Politics.co.uk

Tories propose elected police commissioners

Tories propose elected police commissioners

Local communities would be able to vote for their own police commissioner under Conservative plans announced today.

Tory leader Michael Howard said the scheme was not meant to supersede the job of a chief constable but would replace “inconspicuous” police authorities.

He told an audience in Manchester that the Conservative plans would make police accountable to local people who would then be able to influence the type of policing and police priorities in their area and hold the chief constable to account.

The Conservatives envisage that the directly-elected commissioner would take on the same responsibilities as the current police authorities, namely approving an annual budget, producing yearly and three-yearly plans with the chief constable, and appointing the chief constable and his deputies.

This would apply to all police forces, other than the Metropolitan Police. The Metropolitan Police Authority’s powers would be assumed by the Mayor of London, and the Home Secretary would continue to appoint the Metropolitan Police Commissioner.
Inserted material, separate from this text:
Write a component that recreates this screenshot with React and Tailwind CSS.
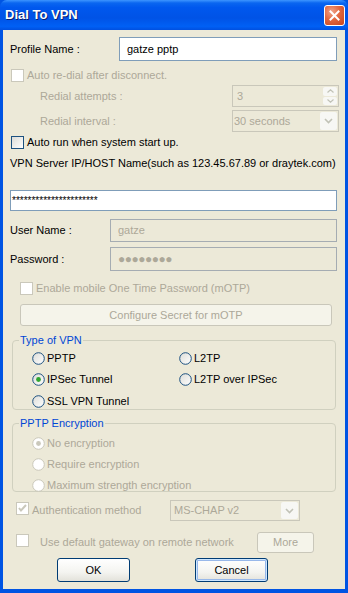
import React from "react";

const font = { fontFamily: '"Liberation Sans", Arial, sans-serif' };

function Check({ checked = false, disabled = false }) {
  return (
    <span
      className={
        "relative inline-block w-[13px] h-[13px] shrink-0 border " +
        (disabled
          ? "border-[#CAC8BB] bg-white"
          : "border-[#1C5180] bg-[linear-gradient(135deg,#DCDCD7_0%,#FFFFFF_100%)]")
      }
    >
      {checked && (
        <svg width="11" height="11" viewBox="0 0 11 11" className="absolute left-0 top-0">
          <path d="M2 5 L4 7.5 L9 2" fill="none" stroke={disabled ? "#CAC8BB" : "#21A121"} strokeWidth="2" />
        </svg>
      )}
    </span>
  );
}

function Radio({ checked = false, disabled = false, label }) {
  return (
    <div className="flex items-center h-[14px]">
      <svg width="13" height="13" viewBox="0 0 13 13" className="shrink-0">
        <defs>
          <linearGradient id="rg" x1="0" y1="0" x2="1" y2="1">
            <stop offset="0" stopColor="#DCDCD7" />
            <stop offset="1" stopColor="#FFFFFF" />
          </linearGradient>
        </defs>
        <circle
          cx="6.5"
          cy="6.5"
          r="5.8"
          fill={disabled ? "#FFFFFF" : "url(#rg)"}
          stroke={disabled ? "#CAC8BB" : "#1C5180"}
          strokeWidth="1"
        />
        {checked && <circle cx="6.5" cy="6.5" r="2.4" fill={disabled ? "#CAC8BB" : "#2FA62F"} />}
      </svg>
      <span className={"ml-[2px] text-[11px] " + (disabled ? "text-[#ACA899]" : "text-black")}>{label}</span>
    </div>
  );
}

function XPButton({ children, disabled = false, focused = false, className = "" }) {
  return (
    <div
      className={
        "flex items-center justify-center rounded-[3px] border text-[11px] " +
        (disabled
          ? "border-[#C9C7BA] bg-[#F5F4EA] text-[#ACA899] "
          : "border-[#003C74] bg-[linear-gradient(to_bottom,#FFFFFF_0%,#F4F4F0_60%,#E3E2DA_100%)] text-black ") +
        (focused ? "shadow-[inset_0_0_0_1px_#CEE7FF,inset_0_0_0_2px_#98B8EA] " : "") +
        className
      }
    >
      {children}
    </div>
  );
}

function GroupBox({ title, children, className = "" }) {
  return (
    <fieldset className={"mx-[9px] rounded-[4px] border border-[#D0D0BF] " + className}>
      <legend className="ml-[6px] px-[1px] text-[11px] leading-[13px] text-[#0046D5]">{title}</legend>
      {children}
    </fieldset>
  );
}

function ChevronDown({ color = "#C1C2B6" }) {
  return (
    <svg width="9" height="6" viewBox="0 0 9 6">
      <path d="M1 1 L4.5 4.5 L8 1" fill="none" stroke={color} strokeWidth="1.6" />
    </svg>
  );
}

export default function App() {
  return (
    <div style={font} className="w-[348px] h-[593px] flex flex-col bg-[#0054E3] overflow-hidden select-none">
      {/* Title bar */}
      <div className="h-[30px] shrink-0 flex items-center justify-between pl-[5px] pr-[3px] rounded-t-[7px] bg-[linear-gradient(to_bottom,#3D95FF_0%,#0A66F0_10%,#0058EE_25%,#0053E6_60%,#0060F5_88%,#0050E0_100%)]">
        <span className="text-white font-bold text-[13px] [text-shadow:1px_1px_0_#0A1E6E]">
          Dial To VPN
        </span>
        <div className="w-[21px] h-[21px] rounded-[3px] border border-white flex items-center justify-center bg-[radial-gradient(circle_at_35%_30%,#F0A48A_0%,#E2673F_45%,#C8441D_100%)]">
          <svg width="11" height="11" viewBox="0 0 11 11">
            <path d="M1.5 1.5 L9.5 9.5 M9.5 1.5 L1.5 9.5" stroke="white" strokeWidth="2" strokeLinecap="square" />
          </svg>
        </div>
      </div>

      {/* Body */}
      <div className="flex-1 mx-[3px] mb-[4px] bg-[#ECE9D8] text-[11px] text-black flex flex-col">
        {/* Profile name */}
        <div className="mt-[7px] flex items-center">
          <span className="ml-[7px] w-[109px]">Profile Name :</span>
          <div className="w-[218px] h-[24px] border border-[#7F9DB9] bg-white flex items-center pl-[7px] text-[11px]">
            gatze pptp
          </div>
        </div>

        {/* Auto re-dial */}
        <div className="mt-[8px] flex items-center h-[13px] ml-[8px]">
          <Check disabled />
          <span className="ml-[3px] text-[#ACA899]">Auto re-dial after disconnect.</span>
        </div>

        {/* Redial attempts */}
        <div className="mt-[3px] flex items-center h-[22px]">
          <span className="ml-[37px] w-[192px] text-[#ACA899]">Redial attempts :</span>
          <div className="w-[107px] h-[22px] border border-[#C9C7BA] flex items-center justify-between">
            <span className="pl-[4px] text-[#ACA899]">3</span>
            <div className="w-[16px] h-full flex flex-col p-[1px] gap-[1px]">
              <div className="flex-1 rounded-[2px] bg-[#F7F7F4] flex items-center justify-center">
                <svg width="7" height="4" viewBox="0 0 7 4">
                  <path d="M0.5 3.5 L3.5 0.8 L6.5 3.5" fill="none" stroke="#C1C2B6" strokeWidth="1.2" />
                </svg>
              </div>
              <div className="flex-1 rounded-[2px] bg-[#F7F7F4] flex items-center justify-center">
                <svg width="7" height="4" viewBox="0 0 7 4">
                  <path d="M0.5 0.5 L3.5 3.2 L6.5 0.5" fill="none" stroke="#C1C2B6" strokeWidth="1.2" />
                </svg>
              </div>
            </div>
          </div>
        </div>

        {/* Redial interval */}
        <div className="mt-[3px] flex items-center h-[22px]">
          <span className="ml-[37px] w-[192px] text-[#ACA899]">Redial interval :</span>
          <div className="w-[107px] h-[22px] border border-[#C9C7BA] flex items-center justify-between">
            <span className="pl-[1px] text-[11px] text-[#ACA899]">30 seconds</span>
            <div className="w-[17px] h-[18px] mr-[1px] rounded-[2px] bg-[#F7F7F4] flex items-center justify-center">
              <ChevronDown />
            </div>
          </div>
        </div>

        {/* Auto run */}
        <div className="mt-[4px] flex items-center h-[13px] ml-[8px]">
          <Check />
          <span className="ml-[3px] text-[11px]">Auto run when system start up.</span>
        </div>

        {/* VPN server */}
        <div className="mt-[7px] ml-[7px] h-[14px] leading-[14px]">
          VPN Server IP/HOST Name(such as 123.45.67.89 or draytek.com)
        </div>
        <div className="mt-[20px] ml-[7px] w-[327px] h-[21px] border border-[#7F9DB9] bg-white flex items-center pl-[1px] text-[10px] leading-none">
          **********************
        </div>

        {/* User Name */}
        <div className="mt-[8px] flex items-center">
          <span className="ml-[7px] w-[100px]">User Name :</span>
          <div className="w-[227px] h-[23px] border border-[#A5ACB2] flex items-center pl-[7px] text-[#ACA899]">
            gatze
          </div>
        </div>

        {/* Password */}
        <div className="mt-[5px] flex items-center">
          <span className="ml-[7px] w-[100px]">Password :</span>
          <div className="w-[227px] h-[24px] border border-[#A5ACB2] flex items-center pl-[7px] text-[#ACA899] text-[12px] tracking-[-0.5px]">
            ●●●●●●●●
          </div>
        </div>

        {/* mOTP */}
        <div className="mt-[11px] flex items-center h-[13px] ml-[17px]">
          <Check disabled />
          <span className="ml-[3px] text-[#ACA899]">Enable mobile One Time Password (mOTP)</span>
        </div>
        <XPButton disabled className="mt-[9px] ml-[17px] w-[312px] h-[22px]">
          Configure Secret for mOTP
        </XPButton>

        {/* Type of VPN */}
        <GroupBox title="Type of VPN" className="mt-[8px] h-[76px]">
          <div className="grid grid-cols-[147px_1fr] gap-y-[7.5px] pl-[19px] pt-[4px]">
            <Radio label="PPTP" />
            <Radio label="L2TP" />
            <Radio label="IPSec Tunnel" checked />
            <Radio label="L2TP over IPSec" />
            <Radio label="SSL VPN Tunnel" />
          </div>
        </GroupBox>

        {/* PPTP Encryption */}
        <GroupBox title="PPTP Encryption" className="mt-[7px] h-[75px]">
          <div className="flex flex-col gap-[7px] pl-[19px] pt-[6px]">
            <Radio label="No encryption" checked disabled />
            <Radio label="Require encryption" disabled />
            <Radio label="Maximum strength encryption" disabled />
          </div>
        </GroupBox>

        {/* Authentication */}
        <div className="mt-[8px] flex items-center h-[21px]">
          <span className="ml-[13px]">
            <Check checked disabled />
          </span>
          <span className="ml-[3px] w-[138px] text-[#ACA899]">Authentication method</span>
          <div className="w-[130px] h-[21px] border border-[#C9C7BA] flex items-center justify-between">
            <span className="pl-[3px] text-[#ACA899]">MS-CHAP v2</span>
            <div className="w-[17px] h-[17px] mr-[1px] rounded-[2px] bg-[#F7F7F4] flex items-center justify-center">
              <ChevronDown />
            </div>
          </div>
        </div>

        {/* Default gateway */}
        <div className="mt-[11px] flex items-center h-[21px]">
          <span className="ml-[13px]">
            <Check disabled />
          </span>
          <span className="ml-[11px] w-[217px] text-[#ACA899]">Use default gateway on remote network</span>
          <XPButton disabled className="w-[57px] h-[21px]">More</XPButton>
        </div>

        {/* OK / Cancel */}
        <div className="mt-[5px] flex items-center">
          <XPButton className="ml-[54px] w-[73px] h-[24px]">OK</XPButton>
          <XPButton focused className="ml-[65px] w-[73px] h-[24px]">Cancel</XPButton>
        </div>
      </div>
    </div>
  );
}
Mr Howard said his approach to policing was “tough and no nonsense: more police – less paperwork and political correctness; drug rehab for youngsters – and tougher sentences for career burglars and drug dealers; an end to early release from prison; and criminals to serve their sentences in full.”

He reiterated his pledge to put more police on the streets and said he would “cut away at the paperwork which keeps the police chained to their desks. That politically correct form the police have to fill in every time they stop someone will go in the appropriate filing tray – the bin.”

The Conservative leader said that currently police were “accountable to the wrong people: quangos and bureaucrats – not to local communities.

“So we will replace them with directly-elected police commissioners – directly accountable to local people. Imagine the galvanising effect of a contest between two or three candidates for the job, each of whom published a manifesto to which local people could then hold them.

“I can already hear the cries of horror from the criminal justice establishment: ‘You can’t give ordinary people a say over law and order. What a terrible idea’. Well I trust people. I believe local people should have more power – after all they understand what is best for their local communities. I want them to have a say.”

Mark Oaten, the Liberal Democrat home affairs spokesman said that the idea was “dangerous” and could “lead to all sorts of extreme groups being elected to run local policing.

“It could create conflict between chief constables and elected officials leading to a breakdown of effective community policing.”

He suggested that a better way to increase community control over policing would be for elected councillors to draw up a minimum policing guarantee with the chief constable.

And Home Office Minister Hazel Blears said that the Conservatives could not be trusted on their pledge to increase police numbers.

Mr Blears said: “Today’s claims about police numbers are being made without making clear how they would be paid for, other than through fantasy savings to the asylum system. At the same time the Tories are committed to cuts of £35 billion to public spending.”

She added: “Michael Howard’s record on police is one of broken promises and fewer officers. The Tories twice promised more police in the 1990s – yet while Mr Howard was Home Secretary, officer numbers fell by 1,132.”